[LU-7607] Preserve inode number after MDT migration Created: 24/Dec/15  Updated: 04/Oct/23

Status: Open
Project: Lustre
Component/s: None
Affects Version/s: Lustre 2.8.0
Fix Version/s: None

Type: Improvement Priority: Minor
Reporter: Andreas Dilger Assignee: Lai Siyao
Resolution: Unresolved Votes: 0
Labels: dne3

Issue Links:
Related
is related to LU-6866 MDT file migration is incompatible wi... Resolved
is related to LU-2430 Migration tool for DNE Resolved
is related to LU-13426 "lfs migrate" on DoM component clobbe... Resolved
is related to LU-14975 DNE3: directory migration in non-recu... Resolved
is related to LU-7749 DNE3: migrated orphan survive till ne... Open
is related to LU-14465 unlink fails when if the metadata mig... Open
is related to LU-11753 MDS BUG on lfs migrate [osd_it_ea_rec] Resolved
is related to LU-11306 Moving files from one MDT to another ... Resolved
is related to LU-11025 DNE3: directory restripe Resolved
Rank (Obsolete): 9223372036854775807
Epic Link: MDT rebalance v3

 Description   

During migration, the MDT FID of the migrated file is changed to reflect the new MDT the inode is stored on. However, it would be possible to keep the user-visible inode constant after migration by storing the original FID into the LMA as a new field. If present, this saved FID could be used to generate the inode number for userspace instead of the current FID so that it doesn't affect user tools such as backups.



 Comments   
Comment by Andreas Dilger [ 04/Jan/16 ]

Di, what do you think about this idea? It should be possible to add this as a "compat" feature to the LMA only if the inode is migrated. Since the internal references are all using the FID, the inode number displayed by "ls" and "stat" don't really matter.
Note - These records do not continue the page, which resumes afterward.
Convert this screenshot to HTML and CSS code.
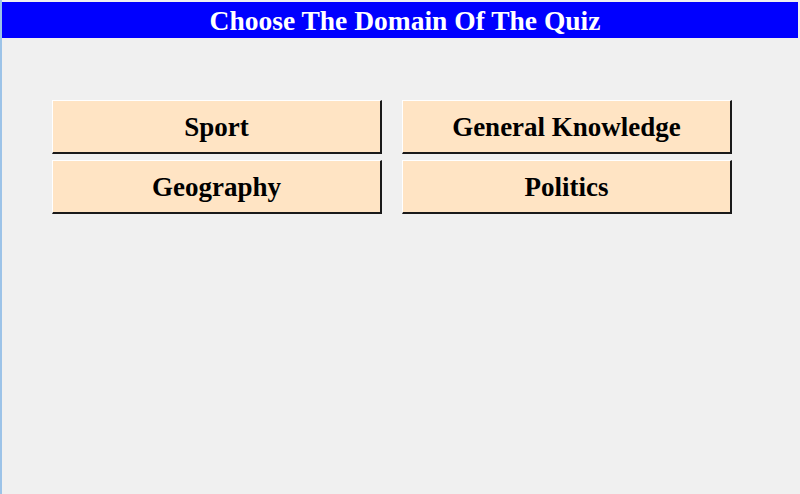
FILE: index.html
```html
<!DOCTYPE html>
<html>
<head>
<meta charset="utf-8">
<link rel="stylesheet" href="styles.css">
</head>
<body>
<div class="window">
  <h1 class="title">Choose The Domain Of The Quiz</h1>
  <div class="grid">
    <button class="btn">Sport</button>
    <button class="btn">General Knowledge</button>
    <button class="btn">Geography</button>
    <button class="btn">Politics</button>
  </div>
</div>
</body>
</html>
```
FILE: styles.css
```css
html, body {
  margin: 0;
  padding: 0;
  height: 100%;
}
body {
  background: #f0f0f0;
  font-family: "Liberation Serif", "Times New Roman", serif;
}
.window {
  height: 494px;
  box-sizing: border-box;
  border-left: 2px solid #9cc3e8;
  padding-top: 2px;
  background: #f0f0f0;
}
.title {
  margin: 0 2px 0 0;
  padding-left: 10px;
  height: 36px;
  line-height: 37px;
  background: #0000ff;
  color: #fff;
  font-size: 27.5px;
  font-weight: bold;
  text-align: center;
}
.grid {
  display: grid;
  grid-template-columns: 330px 330px;
  grid-auto-rows: 54px;
  column-gap: 20px;
  row-gap: 6px;
  margin: 62px 0 0 50px;
}
.btn {
  margin: 0;
  padding: 2px 0 0 0;
  background: #ffe4c4;
  border-style: solid;
  border-width: 1px 2px 2px 1px;
  border-color: #ffffff #1a1a1a #1a1a1a #ffffff;
  font-family: "Liberation Serif", "Times New Roman", serif;
  font-size: 27px;
  font-weight: bold;
  color: #000;
}
```
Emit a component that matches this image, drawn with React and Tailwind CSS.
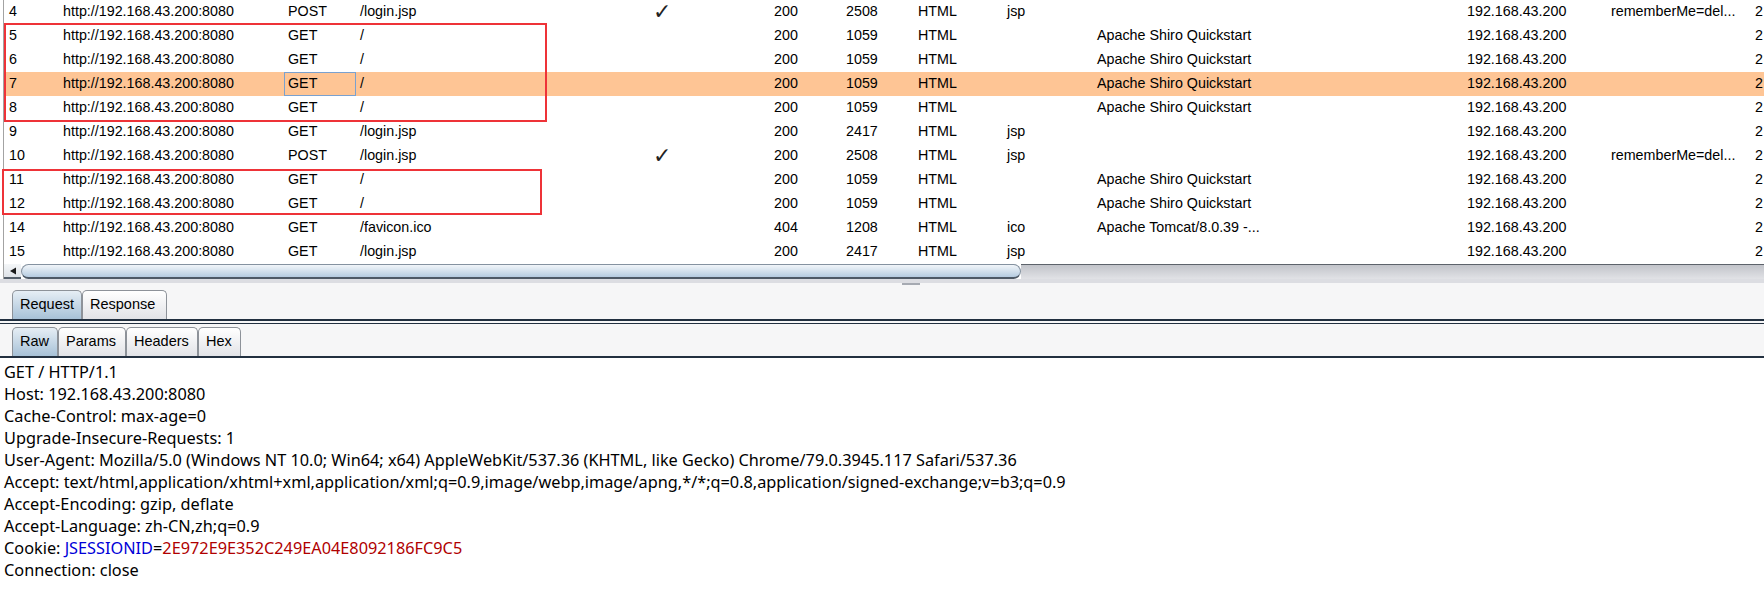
const rows = [
  { n: '4', m: 'POST', u: '/login.jsp', chk: true, s: '200', len: '2508', ext: 'jsp', title: '', c: 'rememberMe=del...' },
  { n: '5', m: 'GET', u: '/', s: '200', len: '1059', ext: '', title: 'Apache Shiro Quickstart' },
  { n: '6', m: 'GET', u: '/', s: '200', len: '1059', ext: '', title: 'Apache Shiro Quickstart' },
  { n: '7', m: 'GET', u: '/', s: '200', len: '1059', ext: '', title: 'Apache Shiro Quickstart', sel: true },
  { n: '8', m: 'GET', u: '/', s: '200', len: '1059', ext: '', title: 'Apache Shiro Quickstart' },
  { n: '9', m: 'GET', u: '/login.jsp', s: '200', len: '2417', ext: 'jsp', title: '' },
  { n: '10', m: 'POST', u: '/login.jsp', chk: true, s: '200', len: '2508', ext: 'jsp', title: '', c: 'rememberMe=del...' },
  { n: '11', m: 'GET', u: '/', s: '200', len: '1059', ext: '', title: 'Apache Shiro Quickstart' },
  { n: '12', m: 'GET', u: '/', s: '200', len: '1059', ext: '', title: 'Apache Shiro Quickstart' },
  { n: '14', m: 'GET', u: '/favicon.ico', s: '404', len: '1208', ext: 'ico', title: 'Apache Tomcat/8.0.39 -...' },
  { n: '15', m: 'GET', u: '/login.jsp', s: '200', len: '2417', ext: 'jsp', title: '' },
]

const headers = [
  'GET / HTTP/1.1',
  'Host: 192.168.43.200:8080',
  'Cache-Control: max-age=0',
  'Upgrade-Insecure-Requests: 1',
  'User-Agent: Mozilla/5.0 (Windows NT 10.0; Win64; x64) AppleWebKit/537.36 (KHTML, like Gecko) Chrome/79.0.3945.117 Safari/537.36',
  'Accept: text/html,application/xhtml+xml,application/xml;q=0.9,image/webp,image/apng,*/*;q=0.8,application/signed-exchange;v=b3;q=0.9',
  'Accept-Encoding: gzip, deflate',
  'Accept-Language: zh-CN,zh;q=0.9',
]

function Tab({ label, w, active }) {
  return (
    <div
      className={
        'h-[29px] border border-b-0 border-[#8d9299] rounded-t-[5px] pl-[7px] flex items-center text-[14.5px] text-black ' +
        (active ? 'bg-gradient-to-b from-[#e6eef5] to-[#a7c1d7]' : 'bg-gradient-to-b from-white to-[#e2e3e7]')
      }
      style={{ width: w }}
    >
      {label}
    </div>
  )
}

export default function App() {
  return (
    <div className="relative w-[1764px] h-[589px] overflow-hidden bg-[#f6f6f7] font-['Liberation_Sans',Arial,sans-serif] text-black">
      {/* request table */}
      <div className="bg-white pl-[3px]">
        <div className="border-l border-[#a3a3a3]">
          {rows.map(r => (
            <div
              key={r.n}
              className={'h-6 grid grid-cols-[55px_225px_72px_295px_119px_72px_72px_89px_90px_370px_144px_144px_1fr] items-center text-[14.3px] whitespace-nowrap ' + (r.sel ? 'bg-[#fec595]' : '')}
            >
              <div className="pl-[5px]">{r.n}</div>
              <div className="pl-1">http://192.168.43.200:8080</div>
              <div className={'h-6 flex items-center ' + (r.sel ? 'pl-[3px] border border-[#7aa1cf]' : 'pl-1')}>{r.m}</div>
              <div className="pl-1">{r.u}</div>
              <div className="pl-[2px] font-['DejaVu_Sans',sans-serif] text-[22px] leading-6 text-[#222]">{r.chk ? '✓' : ''}</div>
              <div className="pl-1">{r.s}</div>
              <div className="pl-1">{r.len}</div>
              <div className="pl-1">HTML</div>
              <div className="pl-1">{r.ext}</div>
              <div className="pl-1">{r.title}</div>
              <div className="pl-1">192.168.43.200</div>
              <div className="pl-1">{r.c || ''}</div>
              <div className="pl-1">2</div>
            </div>
          ))}
          {/* horizontal scrollbar */}
          <div className="h-[15px] flex">
            <div className="w-[17px] flex items-center justify-center bg-gradient-to-b from-[#f4f6f8] to-[#dfe3e8] border-b-2 border-[#56606b]">
              <svg width="8" height="8" viewBox="0 0 8 8"><path d="M1 4 L7 0.5 L7 7.5 Z" fill="#1a1a1a" /></svg>
            </div>
            <div className="w-[1000px] rounded-[8px] border border-[#8592a0] border-b-2 border-b-[#4e5966] bg-gradient-to-b from-[#f1f5f9] via-[#d4e1ed] to-[#b5cbe0]" />
            <div className="flex-1 border-t border-[#5d636b] bg-gradient-to-b from-[#c2c4ca] to-[#e1e2e6]" />
          </div>
        </div>
      </div>

      {/* splitter */}
      <div className="h-[4px] bg-[#dcdde2]" />
      <div className="h-[7px] flex justify-center">
        <div className="ml-[58px] w-[18px] h-[2px] bg-[#a6aab2]" />
      </div>

      {/* Request / Response tabs */}
      <div className="flex pl-3">
        <Tab label="Request" w={70} active />
        <Tab label="Response" w={85} />
      </div>
      <div className="h-[2px] bg-[#223040]" />
      <div className="h-[2px]" />
      <div className="h-px bg-[#223040]" />
      <div className="h-[3px]" />

      {/* Raw / Params / Headers / Hex */}
      <div className="flex pl-3">
        <Tab label="Raw" w={46} active />
        <Tab label="Params" w={68} />
        <Tab label="Headers" w={72} />
        <Tab label="Hex" w={43} />
      </div>
      <div className="h-[2px] bg-[#223040]" />

      {/* raw request */}
      <div className="bg-white h-[300px] pt-[3px] pl-1 font-['Noto_Sans',sans-serif] text-[16.3px] leading-[22px] text-black">
        {headers.map(h => (
          <div key={h} className="whitespace-nowrap">{h}</div>
        ))}
        <div className="whitespace-nowrap">
          Cookie: <span className="text-[#0000d8]">JSESSIONID</span>=<span className="text-[#b00000]">2E972E9E352C249EA04E8092186FC9C5</span>
        </div>
        <div className="whitespace-nowrap">Connection: close</div>
      </div>

      {/* annotation boxes */}
      <div className="absolute left-[4px] top-[23px] w-[543px] h-[99px] border-2 border-[#ee3338]" />
      <div className="absolute left-[2px] top-[169px] w-[540px] h-[46px] border-2 border-[#ee3338]" />
    </div>
  )
}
Comment by Di Wang [ 04/Jan/16 ]

Hmm, as long as we do not use this original FID for internal references, it should be ok. As for backup, are you trying to temporarily resolve LU-6866? i.e. copy tool will always use this original FID as the identifier to locate the file in the archive? then we probably need record this original FID into changelog, or the copy tool needs to be changed to retrieve FID from LMA?
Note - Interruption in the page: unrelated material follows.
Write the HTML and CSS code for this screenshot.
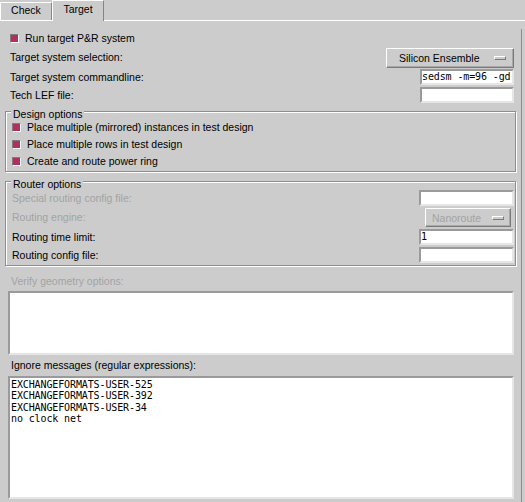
FILE: index.html
```
<!DOCTYPE html>
<html>
<head>
<meta charset="utf-8">
<link rel="stylesheet" href="styles.css">
</head>
<body>
<div class="window">
  <div class="tabbar">
    <div class="tab tab-check">Check</div>
    <div class="tab tab-active">Target</div>
  </div>
  <div class="pane">
    <div class="row row-check">
      <span class="cb"></span><span>Run target P&amp;R system</span>
    </div>
    <div class="row row-btn">
      <span>Target system selection:</span>
      <div class="menubtn menubtn-silicon"><span>Silicon Ensemble</span><span class="ind"></span></div>
    </div>
    <div class="row row-entry">
      <span>Target system commandline:</span>
      <div class="entry entry-top mono">sedsm -m=96 -gd</div>
    </div>
    <div class="row row-entry">
      <span>Tech LEF file:</span>
      <div class="entry entry-top"></div>
    </div>

    <div class="group group-design">
      <div class="group-title">Design options</div>
      <div class="crow"><span class="cb"></span><span>Place multiple (mirrored) instances in test design</span></div>
      <div class="crow"><span class="cb"></span><span>Place multiple rows in test design</span></div>
      <div class="crow"><span class="cb"></span><span>Create and route power ring</span></div>
    </div>

    <div class="group group-router">
      <div class="group-title">Router options</div>
      <div class="grow grow-entry">
        <span class="disabled">Special routing config file:</span>
        <div class="entry entry-router"></div>
      </div>
      <div class="grow grow-btn">
        <span class="disabled">Routing engine:</span>
        <div class="menubtn menubtn-nano disabled"><span>Nanoroute</span><span class="ind"></span></div>
      </div>
      <div class="grow grow-entry">
        <span>Routing time limit:</span>
        <div class="entry entry-router mono">1</div>
      </div>
      <div class="grow grow-entry">
        <span>Routing config file:</span>
        <div class="entry entry-router"></div>
      </div>
    </div>

    <div class="tlabel tlabel-verify disabled">Verify geometry options:</div>
    <div class="textbox textbox-verify"></div>
    <div class="tlabel tlabel-ignore">Ignore messages (regular expressions):</div>
    <div class="textbox textbox-ignore mono">EXCHANGEFORMATS-USER-525
EXCHANGEFORMATS-USER-392
EXCHANGEFORMATS-USER-34
no clock net</div>
  </div>
</div>
</body>
</html>
```
FILE: styles.css
```
html, body {
  margin: 0;
  padding: 0;
}
body {
  width: 525px;
  height: 502px;
  overflow: hidden;
  background: #cccccc;
  font-family: "Liberation Sans", Arial, sans-serif;
  font-size: 10.5px;
  line-height: 13px;
  color: #000;
}
.mono {
  font-family: "DejaVu Sans Mono", monospace;
  font-size: 10px;
  letter-spacing: -0.12px;
}
.disabled {
  color: #a3a3a3;
}

/* tabs */
.tabbar {
  display: flex;
  height: 21px;
  box-shadow: inset 0 -1px 0 #ffffff;
}
.tab {
  box-sizing: border-box;
  width: 52px;
  text-align: center;
  line-height: 12px;
  border-top: 1px solid #ffffff;
  border-left: 1px solid #ffffff;
  border-right: 1px solid #858585;
  background: #cccccc;
}
.tab-check {
  margin-top: 2px;
  height: 18px;
  padding-top: 1px;
}
.tab-active {
  height: 21px;
  padding-top: 2px;
}

/* pane */
.pane {
  box-sizing: border-box;
  width: 522px;
  height: 481px;
  padding: 0 5px;
  border-right: 1px solid #8c8c8c;
}
.row {
  display: flex;
  align-items: center;
  justify-content: space-between;
  padding: 0 2px 0 5px;
}
.row-check {
  margin-top: 8px;
  height: 18px;
  justify-content: flex-start;
  gap: 6px;
}
.row-btn {
  height: 21px;
}
.row-entry {
  height: 18px;
}

/* checkbox */
.cb {
  box-sizing: border-box;
  width: 9px;
  height: 9px;
  flex: none;
  background: #b03060;
  border: 1px solid;
  border-color: #7d7d7d #ffffff #ffffff #7d7d7d;
}

/* menubutton */
.menubtn {
  box-sizing: border-box;
  display: flex;
  align-items: center;
  border: 1px solid;
  border-color: #ffffff #7a7a7a #7a7a7a #ffffff;
  box-shadow: inset -1px -1px 0 #a8a8a8;
  background: #cccccc;
  line-height: 12px;
}
.menubtn-silicon {
  width: 128px;
  height: 20px;
  padding: 0 7px 0 12px;
}
.menubtn-nano {
  width: 86px;
  height: 19px;
  padding: 0 6px 0 6px;
  margin-right: 3px;
}
.ind {
  box-sizing: border-box;
  margin-left: auto;
  width: 12px;
  height: 4px;
  border: 1px solid;
  border-color: #ffffff #7a7a7a #7a7a7a #ffffff;
}

/* entries */
.entry {
  box-sizing: border-box;
  height: 16px;
  background: #ffffff;
  border: 2px solid;
  border-color: #9a9a9a #e6e6e6 #e6e6e6 #9a9a9a;
  white-space: nowrap;
  overflow: hidden;
  line-height: 12px;
}
.entry-top {
  width: 94px;
}
.entry-router {
  width: 95px;
}

/* groups */
.group {
  border: 1px solid #8e8e8e;
  box-shadow: inset 1px 1px 0 #ffffff, 1px 1px 0 #ffffff;
  padding: 0 1px 1px 0;
}
.group-title {
  width: fit-content;
  margin: -4px 0 -2px 5px;
  padding: 0 2px;
  background: #cccccc;
  line-height: 13px;
}
.group-design {
  margin-top: 7px;
}
.group-router {
  margin-top: 9px;
}
.crow {
  display: flex;
  align-items: center;
  gap: 6px;
  height: 17px;
  padding-left: 6px;
}
.grow {
  display: flex;
  align-items: center;
  justify-content: space-between;
  padding-left: 6px;
}
.grow-entry {
  height: 18px;
}
.grow-btn {
  height: 21px;
}

/* text areas */
.tlabel {
  display: flex;
  align-items: center;
  padding-left: 6px;
}
.tlabel-verify {
  margin-top: 6px;
  height: 19px;
}
.tlabel-ignore {
  height: 21px;
}
.textbox {
  box-sizing: border-box;
  margin: 0 2px 0 3px;
  background: #ffffff;
  border: 2px solid;
  border-color: #9a9a9a #e6e6e6 #e6e6e6 #9a9a9a;
}
.textbox-verify {
  height: 64px;
}
.textbox-ignore {
  height: 123px;
  padding: 1px 0 0 1px;
  line-height: 11.3px;
  white-space: pre;
}
```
Comment by Andreas Dilger [ 05/Jan/16 ]

I hadn't thought about keeping the whole FID, just the original inode number for exposure to userspace for tools like tar or other backup tools that depend on the inode number. Since we won't be using this number internally, only for exposure via stat() and readdir() it doesn't matter if it is different than the real FID.

Do you think there is value to keep the original FID?

Comment by Andreas Dilger [ 05/Jan/16 ]

For the HSM FID problem I think a different solution is needed. Instead of storing the FID in the archive, it is better to store the archive identifier (UUID or whatever) in the Lustre inode as a part of the composite layout. That allows storing multiple versions of the file in the archive, as well as allowing partial HSM file restore with composite files.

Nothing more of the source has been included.